**Exercise requirements:** What follows is a set of records; repeat all of them exactly.

··· Input for this task ···

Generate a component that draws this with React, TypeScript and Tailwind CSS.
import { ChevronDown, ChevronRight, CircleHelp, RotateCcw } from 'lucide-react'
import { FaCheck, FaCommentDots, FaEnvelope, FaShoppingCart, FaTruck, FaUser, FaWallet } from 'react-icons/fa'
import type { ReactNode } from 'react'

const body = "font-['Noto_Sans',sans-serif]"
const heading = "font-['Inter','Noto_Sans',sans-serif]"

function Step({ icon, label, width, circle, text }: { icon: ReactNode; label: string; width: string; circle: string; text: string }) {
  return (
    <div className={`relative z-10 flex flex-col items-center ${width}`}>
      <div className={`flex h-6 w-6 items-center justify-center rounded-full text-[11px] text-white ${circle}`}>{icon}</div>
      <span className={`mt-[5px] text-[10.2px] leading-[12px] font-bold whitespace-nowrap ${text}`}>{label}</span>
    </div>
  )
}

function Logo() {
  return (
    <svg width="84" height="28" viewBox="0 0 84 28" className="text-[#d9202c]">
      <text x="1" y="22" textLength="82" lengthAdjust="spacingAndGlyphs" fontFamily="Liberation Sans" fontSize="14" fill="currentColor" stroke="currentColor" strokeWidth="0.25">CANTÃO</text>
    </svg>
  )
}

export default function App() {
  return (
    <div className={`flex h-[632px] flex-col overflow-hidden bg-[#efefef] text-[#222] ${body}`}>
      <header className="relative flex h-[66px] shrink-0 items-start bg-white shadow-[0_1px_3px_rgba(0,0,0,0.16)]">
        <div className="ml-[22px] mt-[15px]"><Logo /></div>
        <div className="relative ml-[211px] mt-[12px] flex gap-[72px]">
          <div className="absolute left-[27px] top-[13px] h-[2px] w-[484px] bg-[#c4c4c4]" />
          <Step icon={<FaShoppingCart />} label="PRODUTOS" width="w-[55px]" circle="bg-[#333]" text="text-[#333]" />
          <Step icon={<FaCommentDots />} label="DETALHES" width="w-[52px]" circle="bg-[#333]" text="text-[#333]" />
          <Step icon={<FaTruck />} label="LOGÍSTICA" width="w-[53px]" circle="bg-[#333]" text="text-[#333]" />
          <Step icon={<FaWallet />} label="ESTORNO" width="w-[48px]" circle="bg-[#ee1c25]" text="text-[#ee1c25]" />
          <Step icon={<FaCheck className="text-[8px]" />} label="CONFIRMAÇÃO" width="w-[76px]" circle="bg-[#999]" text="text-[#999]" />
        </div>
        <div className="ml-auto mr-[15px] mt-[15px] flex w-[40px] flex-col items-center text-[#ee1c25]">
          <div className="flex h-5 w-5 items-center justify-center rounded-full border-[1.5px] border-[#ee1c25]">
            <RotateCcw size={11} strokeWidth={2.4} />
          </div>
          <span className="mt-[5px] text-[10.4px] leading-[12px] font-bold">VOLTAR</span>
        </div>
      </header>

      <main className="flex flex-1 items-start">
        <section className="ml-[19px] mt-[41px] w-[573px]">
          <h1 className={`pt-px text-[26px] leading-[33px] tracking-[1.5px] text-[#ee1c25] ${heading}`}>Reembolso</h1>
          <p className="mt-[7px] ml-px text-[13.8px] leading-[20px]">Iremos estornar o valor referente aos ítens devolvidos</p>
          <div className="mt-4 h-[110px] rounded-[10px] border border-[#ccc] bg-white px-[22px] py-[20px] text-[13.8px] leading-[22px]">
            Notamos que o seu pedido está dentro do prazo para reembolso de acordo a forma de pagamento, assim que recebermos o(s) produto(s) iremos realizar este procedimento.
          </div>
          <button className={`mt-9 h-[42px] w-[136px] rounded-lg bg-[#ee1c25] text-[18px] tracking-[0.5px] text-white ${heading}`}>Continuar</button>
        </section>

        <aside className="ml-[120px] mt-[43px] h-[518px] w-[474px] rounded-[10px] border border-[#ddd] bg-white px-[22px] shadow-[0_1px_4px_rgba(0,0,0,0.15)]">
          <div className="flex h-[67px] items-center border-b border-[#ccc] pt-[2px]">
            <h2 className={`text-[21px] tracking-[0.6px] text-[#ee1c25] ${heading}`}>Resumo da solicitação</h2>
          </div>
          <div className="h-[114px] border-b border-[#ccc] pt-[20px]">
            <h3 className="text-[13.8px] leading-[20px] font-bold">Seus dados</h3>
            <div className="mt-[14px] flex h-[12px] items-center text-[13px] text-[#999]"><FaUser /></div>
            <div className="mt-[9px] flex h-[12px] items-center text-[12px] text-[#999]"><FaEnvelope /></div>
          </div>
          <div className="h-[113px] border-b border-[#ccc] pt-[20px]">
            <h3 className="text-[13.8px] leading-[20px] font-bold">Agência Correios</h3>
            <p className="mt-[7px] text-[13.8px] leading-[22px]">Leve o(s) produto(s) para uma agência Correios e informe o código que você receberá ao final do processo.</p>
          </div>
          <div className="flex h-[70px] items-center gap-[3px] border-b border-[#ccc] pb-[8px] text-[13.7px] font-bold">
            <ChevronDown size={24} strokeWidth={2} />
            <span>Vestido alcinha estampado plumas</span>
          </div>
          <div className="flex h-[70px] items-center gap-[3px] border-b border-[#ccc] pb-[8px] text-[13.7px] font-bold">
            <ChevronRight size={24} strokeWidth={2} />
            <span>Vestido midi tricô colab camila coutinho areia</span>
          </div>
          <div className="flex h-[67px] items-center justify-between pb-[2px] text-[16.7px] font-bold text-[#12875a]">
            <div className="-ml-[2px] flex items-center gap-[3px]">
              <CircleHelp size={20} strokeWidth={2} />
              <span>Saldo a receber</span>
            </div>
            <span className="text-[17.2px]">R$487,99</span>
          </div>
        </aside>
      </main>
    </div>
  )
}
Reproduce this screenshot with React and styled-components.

···

**Exercise solution:**
Generate a component that draws this with React, TypeScript and Tailwind CSS.
import { ChevronDown, ChevronRight, CircleHelp, RotateCcw } from 'lucide-react'
import { FaCheck, FaCommentDots, FaEnvelope, FaShoppingCart, FaTruck, FaUser, FaWallet } from 'react-icons/fa'
import type { ReactNode } from 'react'

const body = "font-['Noto_Sans',sans-serif]"
const heading = "font-['Inter','Noto_Sans',sans-serif]"

function Step({ icon, label, width, circle, text }: { icon: ReactNode; label: string; width: string; circle: string; text: string }) {
  return (
    <div className={`relative z-10 flex flex-col items-center ${width}`}>
      <div className={`flex h-6 w-6 items-center justify-center rounded-full text-[11px] text-white ${circle}`}>{icon}</div>
      <span className={`mt-[5px] text-[10.2px] leading-[12px] font-bold whitespace-nowrap ${text}`}>{label}</span>
    </div>
  )
}

function Logo() {
  return (
    <svg width="84" height="28" viewBox="0 0 84 28" className="text-[#d9202c]">
      <text x="1" y="22" textLength="82" lengthAdjust="spacingAndGlyphs" fontFamily="Liberation Sans" fontSize="14" fill="currentColor" stroke="currentColor" strokeWidth="0.25">CANTÃO</text>
    </svg>
  )
}

export default function App() {
  return (
    <div className={`flex h-[632px] flex-col overflow-hidden bg-[#efefef] text-[#222] ${body}`}>
      <header className="relative flex h-[66px] shrink-0 items-start bg-white shadow-[0_1px_3px_rgba(0,0,0,0.16)]">
        <div className="ml-[22px] mt-[15px]"><Logo /></div>
        <div className="relative ml-[211px] mt-[12px] flex gap-[72px]">
          <div className="absolute left-[27px] top-[13px] h-[2px] w-[484px] bg-[#c4c4c4]" />
          <Step icon={<FaShoppingCart />} label="PRODUTOS" width="w-[55px]" circle="bg-[#333]" text="text-[#333]" />
          <Step icon={<FaCommentDots />} label="DETALHES" width="w-[52px]" circle="bg-[#333]" text="text-[#333]" />
          <Step icon={<FaTruck />} label="LOGÍSTICA" width="w-[53px]" circle="bg-[#333]" text="text-[#333]" />
          <Step icon={<FaWallet />} label="ESTORNO" width="w-[48px]" circle="bg-[#ee1c25]" text="text-[#ee1c25]" />
          <Step icon={<FaCheck className="text-[8px]" />} label="CONFIRMAÇÃO" width="w-[76px]" circle="bg-[#999]" text="text-[#999]" />
        </div>
        <div className="ml-auto mr-[15px] mt-[15px] flex w-[40px] flex-col items-center text-[#ee1c25]">
          <div className="flex h-5 w-5 items-center justify-center rounded-full border-[1.5px] border-[#ee1c25]">
            <RotateCcw size={11} strokeWidth={2.4} />
          </div>
          <span className="mt-[5px] text-[10.4px] leading-[12px] font-bold">VOLTAR</span>
        </div>
      </header>

      <main className="flex flex-1 items-start">
        <section className="ml-[19px] mt-[41px] w-[573px]">
          <h1 className={`pt-px text-[26px] leading-[33px] tracking-[1.5px] text-[#ee1c25] ${heading}`}>Reembolso</h1>
          <p className="mt-[7px] ml-px text-[13.8px] leading-[20px]">Iremos estornar o valor referente aos ítens devolvidos</p>
          <div className="mt-4 h-[110px] rounded-[10px] border border-[#ccc] bg-white px-[22px] py-[20px] text-[13.8px] leading-[22px]">
            Notamos que o seu pedido está dentro do prazo para reembolso de acordo a forma de pagamento, assim que recebermos o(s) produto(s) iremos realizar este procedimento.
          </div>
          <button className={`mt-9 h-[42px] w-[136px] rounded-lg bg-[#ee1c25] text-[18px] tracking-[0.5px] text-white ${heading}`}>Continuar</button>
        </section>

        <aside className="ml-[120px] mt-[43px] h-[518px] w-[474px] rounded-[10px] border border-[#ddd] bg-white px-[22px] shadow-[0_1px_4px_rgba(0,0,0,0.15)]">
          <div className="flex h-[67px] items-center border-b border-[#ccc] pt-[2px]">
            <h2 className={`text-[21px] tracking-[0.6px] text-[#ee1c25] ${heading}`}>Resumo da solicitação</h2>
          </div>
          <div className="h-[114px] border-b border-[#ccc] pt-[20px]">
            <h3 className="text-[13.8px] leading-[20px] font-bold">Seus dados</h3>
            <div className="mt-[14px] flex h-[12px] items-center text-[13px] text-[#999]"><FaUser /></div>
            <div className="mt-[9px] flex h-[12px] items-center text-[12px] text-[#999]"><FaEnvelope /></div>
          </div>
          <div className="h-[113px] border-b border-[#ccc] pt-[20px]">
            <h3 className="text-[13.8px] leading-[20px] font-bold">Agência Correios</h3>
            <p className="mt-[7px] text-[13.8px] leading-[22px]">Leve o(s) produto(s) para uma agência Correios e informe o código que você receberá ao final do processo.</p>
          </div>
          <div className="flex h-[70px] items-center gap-[3px] border-b border-[#ccc] pb-[8px] text-[13.7px] font-bold">
            <ChevronDown size={24} strokeWidth={2} />
            <span>Vestido alcinha estampado plumas</span>
          </div>
          <div className="flex h-[70px] items-center gap-[3px] border-b border-[#ccc] pb-[8px] text-[13.7px] font-bold">
            <ChevronRight size={24} strokeWidth={2} />
            <span>Vestido midi tricô colab camila coutinho areia</span>
          </div>
          <div className="flex h-[67px] items-center justify-between pb-[2px] text-[16.7px] font-bold text-[#12875a]">
            <div className="-ml-[2px] flex items-center gap-[3px]">
              <CircleHelp size={20} strokeWidth={2} />
              <span>Saldo a receber</span>
            </div>
            <span className="text-[17.2px]">R$487,99</span>
          </div>
        </aside>
      </main>
    </div>
  )
}
Reproduce this screenshot with React and styled-components.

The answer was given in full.